__Record set__:
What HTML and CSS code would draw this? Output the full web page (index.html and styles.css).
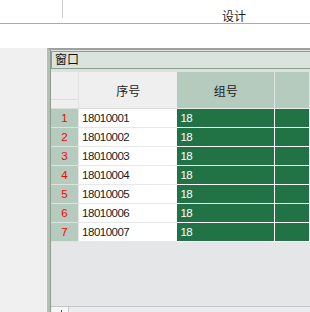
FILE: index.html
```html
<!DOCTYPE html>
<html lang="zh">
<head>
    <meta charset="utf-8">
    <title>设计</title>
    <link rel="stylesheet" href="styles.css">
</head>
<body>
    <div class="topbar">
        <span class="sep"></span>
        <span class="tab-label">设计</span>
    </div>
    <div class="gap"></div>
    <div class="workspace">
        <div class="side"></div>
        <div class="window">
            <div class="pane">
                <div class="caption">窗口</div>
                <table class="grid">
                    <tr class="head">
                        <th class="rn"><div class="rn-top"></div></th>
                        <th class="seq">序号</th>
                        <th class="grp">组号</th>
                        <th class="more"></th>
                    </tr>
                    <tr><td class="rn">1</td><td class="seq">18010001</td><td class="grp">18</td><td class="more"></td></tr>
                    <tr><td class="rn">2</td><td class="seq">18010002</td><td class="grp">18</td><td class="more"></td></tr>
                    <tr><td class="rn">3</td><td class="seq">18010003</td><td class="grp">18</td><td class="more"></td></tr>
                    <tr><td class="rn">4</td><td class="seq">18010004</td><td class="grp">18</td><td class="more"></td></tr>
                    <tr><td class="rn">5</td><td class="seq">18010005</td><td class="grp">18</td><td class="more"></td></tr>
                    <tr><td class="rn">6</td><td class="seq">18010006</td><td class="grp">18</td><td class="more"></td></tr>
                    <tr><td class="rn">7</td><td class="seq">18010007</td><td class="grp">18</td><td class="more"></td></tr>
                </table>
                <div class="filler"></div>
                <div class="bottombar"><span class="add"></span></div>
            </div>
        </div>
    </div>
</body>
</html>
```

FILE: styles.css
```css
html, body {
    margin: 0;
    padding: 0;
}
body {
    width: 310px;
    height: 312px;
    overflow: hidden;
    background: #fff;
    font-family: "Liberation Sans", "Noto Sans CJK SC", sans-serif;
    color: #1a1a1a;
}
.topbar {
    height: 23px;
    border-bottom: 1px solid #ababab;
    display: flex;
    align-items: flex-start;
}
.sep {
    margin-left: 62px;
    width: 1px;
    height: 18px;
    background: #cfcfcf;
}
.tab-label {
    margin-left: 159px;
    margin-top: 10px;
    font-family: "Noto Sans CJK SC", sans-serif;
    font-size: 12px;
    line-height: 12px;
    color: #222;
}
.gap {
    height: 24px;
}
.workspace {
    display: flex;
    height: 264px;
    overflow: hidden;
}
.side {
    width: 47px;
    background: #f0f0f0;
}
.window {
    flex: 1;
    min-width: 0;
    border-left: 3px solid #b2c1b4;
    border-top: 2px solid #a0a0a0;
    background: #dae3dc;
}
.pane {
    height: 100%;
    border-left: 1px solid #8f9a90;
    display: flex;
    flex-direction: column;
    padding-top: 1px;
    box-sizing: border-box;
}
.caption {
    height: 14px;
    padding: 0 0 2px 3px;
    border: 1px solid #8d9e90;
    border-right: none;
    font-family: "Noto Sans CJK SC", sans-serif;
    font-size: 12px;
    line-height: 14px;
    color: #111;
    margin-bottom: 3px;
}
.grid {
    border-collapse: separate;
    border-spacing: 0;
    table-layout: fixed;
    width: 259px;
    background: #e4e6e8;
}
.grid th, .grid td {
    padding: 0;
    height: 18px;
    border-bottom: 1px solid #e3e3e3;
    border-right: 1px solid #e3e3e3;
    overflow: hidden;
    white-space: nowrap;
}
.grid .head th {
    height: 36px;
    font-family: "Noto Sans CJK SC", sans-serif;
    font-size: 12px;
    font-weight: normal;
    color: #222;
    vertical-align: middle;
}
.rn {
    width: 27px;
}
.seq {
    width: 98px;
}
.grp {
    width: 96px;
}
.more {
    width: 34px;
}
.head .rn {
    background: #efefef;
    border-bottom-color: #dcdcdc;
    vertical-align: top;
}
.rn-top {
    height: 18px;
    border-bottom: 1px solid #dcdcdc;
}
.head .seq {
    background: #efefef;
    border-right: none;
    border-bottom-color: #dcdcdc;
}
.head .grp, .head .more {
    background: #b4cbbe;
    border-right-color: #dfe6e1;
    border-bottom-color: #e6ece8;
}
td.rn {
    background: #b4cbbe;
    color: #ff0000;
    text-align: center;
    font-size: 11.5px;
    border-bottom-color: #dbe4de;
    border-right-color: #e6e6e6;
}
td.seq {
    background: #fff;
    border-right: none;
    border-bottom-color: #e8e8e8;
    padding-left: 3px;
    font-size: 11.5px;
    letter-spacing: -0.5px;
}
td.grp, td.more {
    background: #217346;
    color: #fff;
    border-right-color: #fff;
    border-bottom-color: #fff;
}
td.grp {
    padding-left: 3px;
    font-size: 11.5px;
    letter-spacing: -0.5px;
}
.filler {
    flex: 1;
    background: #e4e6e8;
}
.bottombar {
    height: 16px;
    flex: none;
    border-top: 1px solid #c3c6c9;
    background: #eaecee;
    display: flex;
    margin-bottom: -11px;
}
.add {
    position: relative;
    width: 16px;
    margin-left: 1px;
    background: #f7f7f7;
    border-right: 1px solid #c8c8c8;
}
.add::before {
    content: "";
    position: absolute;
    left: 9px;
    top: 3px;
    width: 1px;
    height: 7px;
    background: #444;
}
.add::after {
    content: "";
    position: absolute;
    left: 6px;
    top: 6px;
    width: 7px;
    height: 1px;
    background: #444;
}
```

* * *

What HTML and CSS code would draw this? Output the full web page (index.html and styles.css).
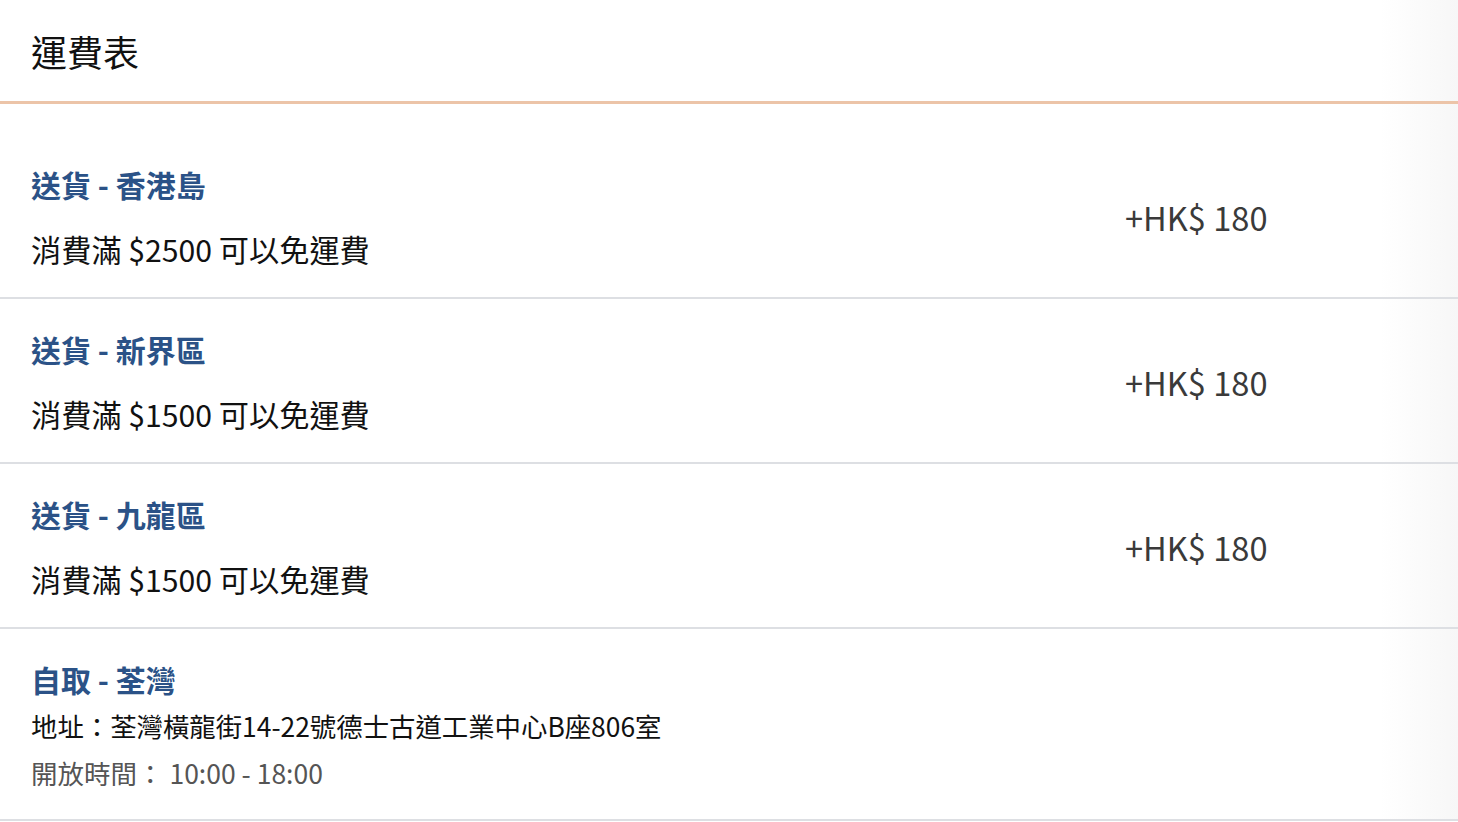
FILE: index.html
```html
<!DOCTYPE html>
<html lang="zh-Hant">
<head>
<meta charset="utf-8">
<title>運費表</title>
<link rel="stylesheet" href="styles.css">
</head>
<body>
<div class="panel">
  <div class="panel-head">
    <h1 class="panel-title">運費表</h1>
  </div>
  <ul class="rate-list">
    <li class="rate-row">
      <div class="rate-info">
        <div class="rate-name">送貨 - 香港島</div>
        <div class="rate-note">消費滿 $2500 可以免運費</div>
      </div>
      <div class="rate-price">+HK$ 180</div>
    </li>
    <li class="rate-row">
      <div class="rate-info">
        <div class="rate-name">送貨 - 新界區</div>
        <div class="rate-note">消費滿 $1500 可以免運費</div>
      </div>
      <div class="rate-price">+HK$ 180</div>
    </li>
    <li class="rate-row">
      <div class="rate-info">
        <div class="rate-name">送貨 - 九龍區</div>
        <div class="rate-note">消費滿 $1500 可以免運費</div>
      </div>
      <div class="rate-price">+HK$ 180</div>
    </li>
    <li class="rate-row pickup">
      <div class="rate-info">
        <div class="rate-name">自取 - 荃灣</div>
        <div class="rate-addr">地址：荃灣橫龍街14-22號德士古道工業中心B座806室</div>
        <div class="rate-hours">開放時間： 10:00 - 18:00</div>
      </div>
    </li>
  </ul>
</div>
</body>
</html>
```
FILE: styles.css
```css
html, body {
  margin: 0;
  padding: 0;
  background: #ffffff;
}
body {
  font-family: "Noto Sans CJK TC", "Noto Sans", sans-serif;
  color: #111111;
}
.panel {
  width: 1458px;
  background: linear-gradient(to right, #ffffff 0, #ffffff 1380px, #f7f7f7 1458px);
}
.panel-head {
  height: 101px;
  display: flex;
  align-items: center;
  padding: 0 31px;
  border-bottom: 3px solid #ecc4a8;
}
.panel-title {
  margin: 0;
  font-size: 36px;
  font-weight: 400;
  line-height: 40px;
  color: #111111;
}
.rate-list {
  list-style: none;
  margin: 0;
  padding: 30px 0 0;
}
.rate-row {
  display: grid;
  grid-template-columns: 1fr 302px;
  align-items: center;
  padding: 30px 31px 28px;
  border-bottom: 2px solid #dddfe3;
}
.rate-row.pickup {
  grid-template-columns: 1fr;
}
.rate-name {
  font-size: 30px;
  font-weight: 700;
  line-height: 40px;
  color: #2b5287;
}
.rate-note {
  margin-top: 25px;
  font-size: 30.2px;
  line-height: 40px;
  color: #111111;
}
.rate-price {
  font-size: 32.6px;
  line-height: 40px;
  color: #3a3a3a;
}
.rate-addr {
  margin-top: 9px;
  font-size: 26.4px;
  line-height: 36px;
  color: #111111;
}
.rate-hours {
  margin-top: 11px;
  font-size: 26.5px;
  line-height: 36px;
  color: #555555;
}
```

* * *

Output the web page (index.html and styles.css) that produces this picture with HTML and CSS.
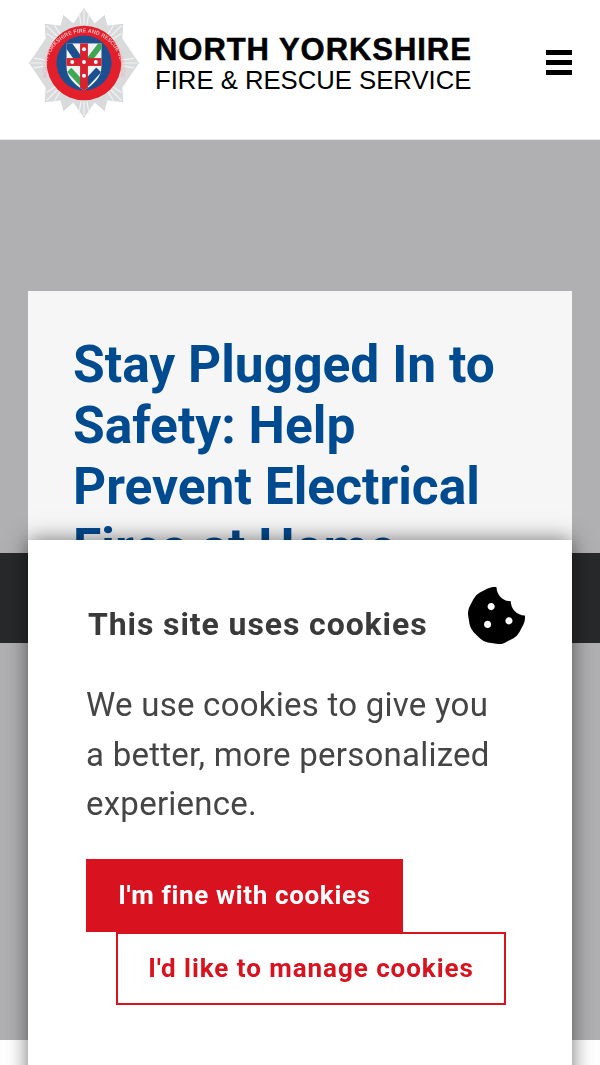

__Stated problem__: Gather from the records above every line containing the string "styles".

__The completed task__:
What HTML and CSS code would draw this? Output the full web page (index.html and styles.css).
    <link rel="stylesheet" href="styles.css">
FILE: styles.css
What HTML and CSS code would draw this? Output the full web page (index.html and styles.css).
<link rel="stylesheet" href="styles.css">
FILE: styles.css
Output the web page (index.html and styles.css) that produces this picture with HTML and CSS.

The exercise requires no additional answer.